# Egg sharing at Bourn Hall??



## Spanner (Jun 21, 2007)

Hi

Me and HB are thinking of trying for a 2nd baby, we had our ickle boy through ICSI in 2009 very fortunate on our first cycle which was funded.

We are now looking at Bourn Hall as we will have to self fund, but started reading about the egg-share program they offer which sounds interesting.

Has anyone done this, how does it worlk? do you see the people you are doing it for aswell??

Sorry for all the questions - this is just new to us....just think it would be amazing to help someone out to have a baby.

Spanner


----------



## liz6969 (Sep 27, 2005)

Hi spanner:

I had my daughter through eggshare at Isis in Colchester 3 and half years ago. We have just done an fet at Bournhall as I had ohss in my fresh cycle in June which I eggshared and am now 14wks pregnant. You don't meet or no anything about the couple having your eggs, there are some forms to fill out where you can write about yourself which I found quite nice. You can find out if they were sucessful if you want but that is all. It cost us about £300 as got Gp to do test on nhs for hiv/hepb&c. Hope this helps do pm me if you want anymore info.

Liz xx


----------



## Spanner (Jun 21, 2007)

Thanks Liz

Congrats    was that your 1st attempt for your 2nd child? do you know if they were successful? How long does the process take?

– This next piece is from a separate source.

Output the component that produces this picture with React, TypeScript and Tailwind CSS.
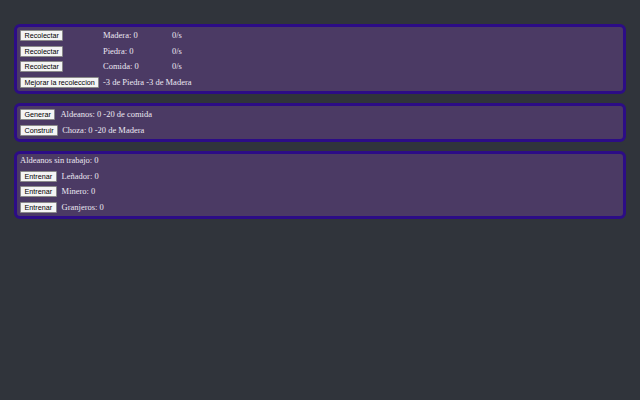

£300 sounds alot better than £6k plus you are really ehlping someone else have a family possibly.

Im really excited about trying for another child and feel really relaxed this time 

Thanks again Sx


----------



## Spanner (Jun 21, 2007)

forgot to ask how comes you done egg share and not nhs funding the firsttime?


----------



## Spanner (Jun 21, 2007)

did u have to wait long to be accepted for egg sharing program?


----------



## liz6969 (Sep 27, 2005)

Hi spanner,

Yes it was are first attempt at ivf for a 2nd child, I kind of think my body new what it was doing this time.
I didn't find out how they did, I probably will ask when I ring to say I have a healthy baby.
We saw cons in November and were set to start in January if a match was found so not long at all. We put it off as had started new job till the june. I think it depends if you get your bloods done quickly and stuff.
We were on the waiting list for nhs but they said it could be 2 yrs well couldn't wait that long so was actually 6 months pregnant when I got to the top of the waiting list after 3 ivf's.
The cycle takes about the same amount of time as your other one but you could be delayed in the downregging stage if the other lady is slow to responed which can be a pain, but does not effect your treatment.
When all your bloods are back they tell you if you have been accepted, but at the first appointment they will tell you if they think you will be fine. With your age and you being fine I can't see they would say no.

Good luck let me know how you get on
Liz xx


----------



## galprincess (Nov 12, 2007)

Hi

i did egg share at Bourn hall cambridge year before last last year best clinic in my opinion hence travelled there from kent.
i went to consultation in march, had 1 stone to lose as bmi has to be under 30 had all tests done and started treatment in july and had egg collection 3rd sept, 2 embies put back 6th sept had my son on 27th may 2010 good luck feel free to pm me if you have any questions worries etc


----------